_Goal of the exercise_
Print the listing from its top line through the line containing "export default App", nothing more, and leave out the pictures.

_Information shown_
▬▬▬▬▬▬▬▬▬▬
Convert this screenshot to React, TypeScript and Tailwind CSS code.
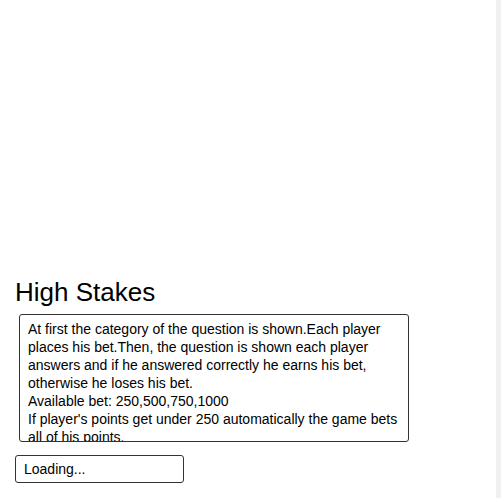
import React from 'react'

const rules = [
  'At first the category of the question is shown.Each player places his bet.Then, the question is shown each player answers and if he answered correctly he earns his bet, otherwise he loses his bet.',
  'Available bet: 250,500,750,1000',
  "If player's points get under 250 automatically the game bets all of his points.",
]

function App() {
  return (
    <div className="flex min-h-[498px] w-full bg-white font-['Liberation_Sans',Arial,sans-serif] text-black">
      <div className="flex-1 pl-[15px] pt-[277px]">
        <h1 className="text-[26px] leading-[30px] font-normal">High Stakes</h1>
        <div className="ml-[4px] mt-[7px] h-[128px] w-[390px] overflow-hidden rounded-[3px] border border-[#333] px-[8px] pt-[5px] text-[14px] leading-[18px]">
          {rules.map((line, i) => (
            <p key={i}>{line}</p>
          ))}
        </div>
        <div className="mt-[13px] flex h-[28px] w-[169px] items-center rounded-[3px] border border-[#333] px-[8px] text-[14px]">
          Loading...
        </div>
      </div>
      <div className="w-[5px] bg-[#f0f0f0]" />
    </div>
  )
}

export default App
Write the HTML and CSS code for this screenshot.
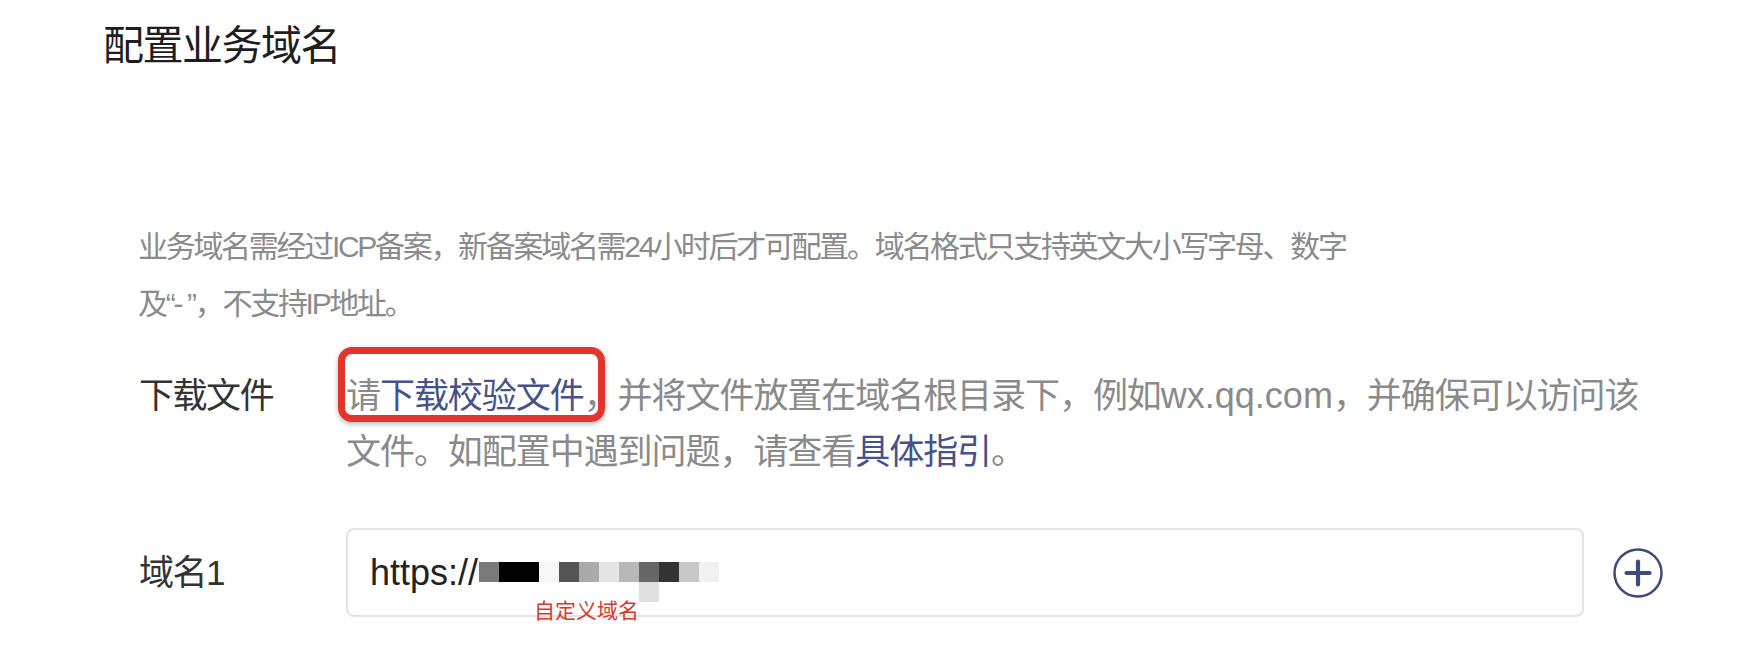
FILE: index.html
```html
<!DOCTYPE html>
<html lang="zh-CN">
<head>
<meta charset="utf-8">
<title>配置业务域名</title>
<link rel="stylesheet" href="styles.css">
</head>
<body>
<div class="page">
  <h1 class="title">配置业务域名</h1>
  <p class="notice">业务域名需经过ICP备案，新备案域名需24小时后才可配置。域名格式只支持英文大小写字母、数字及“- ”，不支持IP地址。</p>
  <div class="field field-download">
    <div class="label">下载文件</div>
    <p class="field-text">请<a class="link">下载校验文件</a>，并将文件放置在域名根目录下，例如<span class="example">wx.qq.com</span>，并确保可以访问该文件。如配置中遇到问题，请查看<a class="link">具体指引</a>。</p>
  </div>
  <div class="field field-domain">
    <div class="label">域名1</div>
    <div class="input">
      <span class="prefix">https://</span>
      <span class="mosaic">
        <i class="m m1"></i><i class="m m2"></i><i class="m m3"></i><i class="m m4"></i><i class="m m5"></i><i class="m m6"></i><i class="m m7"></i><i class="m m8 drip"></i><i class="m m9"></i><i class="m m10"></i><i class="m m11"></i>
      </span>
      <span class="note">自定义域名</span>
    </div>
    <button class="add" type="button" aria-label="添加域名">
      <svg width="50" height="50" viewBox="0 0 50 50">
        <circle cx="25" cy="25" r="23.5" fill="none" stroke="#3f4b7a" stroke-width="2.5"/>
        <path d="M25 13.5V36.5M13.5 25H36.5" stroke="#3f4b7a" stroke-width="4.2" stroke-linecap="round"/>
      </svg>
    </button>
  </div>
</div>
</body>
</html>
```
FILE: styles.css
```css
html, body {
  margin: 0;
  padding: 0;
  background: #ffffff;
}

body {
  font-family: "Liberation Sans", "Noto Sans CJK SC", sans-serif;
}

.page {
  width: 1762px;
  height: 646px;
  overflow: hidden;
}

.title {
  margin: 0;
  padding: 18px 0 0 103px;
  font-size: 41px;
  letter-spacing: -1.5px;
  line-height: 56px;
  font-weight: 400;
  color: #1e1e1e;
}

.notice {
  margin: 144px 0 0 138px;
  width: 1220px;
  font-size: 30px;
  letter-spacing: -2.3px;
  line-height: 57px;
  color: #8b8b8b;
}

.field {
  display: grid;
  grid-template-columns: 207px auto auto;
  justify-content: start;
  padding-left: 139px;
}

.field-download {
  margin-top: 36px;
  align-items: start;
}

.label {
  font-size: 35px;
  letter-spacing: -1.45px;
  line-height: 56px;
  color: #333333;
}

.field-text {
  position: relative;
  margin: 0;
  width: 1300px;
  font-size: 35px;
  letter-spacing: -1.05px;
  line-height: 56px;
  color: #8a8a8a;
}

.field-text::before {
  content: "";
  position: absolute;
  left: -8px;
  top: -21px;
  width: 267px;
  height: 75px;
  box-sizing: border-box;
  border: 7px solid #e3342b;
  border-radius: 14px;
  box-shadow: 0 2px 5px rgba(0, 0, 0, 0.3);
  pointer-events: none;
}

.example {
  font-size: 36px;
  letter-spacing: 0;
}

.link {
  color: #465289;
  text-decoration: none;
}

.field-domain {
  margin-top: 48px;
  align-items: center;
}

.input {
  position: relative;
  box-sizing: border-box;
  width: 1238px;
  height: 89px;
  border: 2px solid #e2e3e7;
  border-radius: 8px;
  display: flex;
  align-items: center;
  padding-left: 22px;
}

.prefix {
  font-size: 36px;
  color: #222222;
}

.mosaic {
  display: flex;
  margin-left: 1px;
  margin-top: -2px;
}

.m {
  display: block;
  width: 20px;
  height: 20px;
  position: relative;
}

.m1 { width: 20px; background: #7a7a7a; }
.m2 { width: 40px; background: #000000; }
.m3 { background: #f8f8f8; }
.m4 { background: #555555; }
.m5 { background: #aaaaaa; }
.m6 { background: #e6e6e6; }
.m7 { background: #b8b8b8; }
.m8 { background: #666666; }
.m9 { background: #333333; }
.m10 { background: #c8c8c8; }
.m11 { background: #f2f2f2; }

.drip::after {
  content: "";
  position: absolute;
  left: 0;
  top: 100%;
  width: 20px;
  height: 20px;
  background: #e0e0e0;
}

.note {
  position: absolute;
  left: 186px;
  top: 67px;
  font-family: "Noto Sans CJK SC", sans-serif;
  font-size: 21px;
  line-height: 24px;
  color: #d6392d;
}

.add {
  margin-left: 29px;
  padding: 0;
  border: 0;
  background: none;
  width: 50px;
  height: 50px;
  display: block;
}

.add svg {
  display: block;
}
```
▬▬▬▬▬▬▬▬▬▬
_Result of this exercise_
Convert this screenshot to React, TypeScript and Tailwind CSS code.
import React from 'react'

const rules = [
  'At first the category of the question is shown.Each player places his bet.Then, the question is shown each player answers and if he answered correctly he earns his bet, otherwise he loses his bet.',
  'Available bet: 250,500,750,1000',
  "If player's points get under 250 automatically the game bets all of his points.",
]

function App() {
  return (
    <div className="flex min-h-[498px] w-full bg-white font-['Liberation_Sans',Arial,sans-serif] text-black">
      <div className="flex-1 pl-[15px] pt-[277px]">
        <h1 className="text-[26px] leading-[30px] font-normal">High Stakes</h1>
        <div className="ml-[4px] mt-[7px] h-[128px] w-[390px] overflow-hidden rounded-[3px] border border-[#333] px-[8px] pt-[5px] text-[14px] leading-[18px]">
          {rules.map((line, i) => (
            <p key={i}>{line}</p>
          ))}
        </div>
        <div className="mt-[13px] flex h-[28px] w-[169px] items-center rounded-[3px] border border-[#333] px-[8px] text-[14px]">
          Loading...
        </div>
      </div>
      <div className="w-[5px] bg-[#f0f0f0]" />
    </div>
  )
}

export default App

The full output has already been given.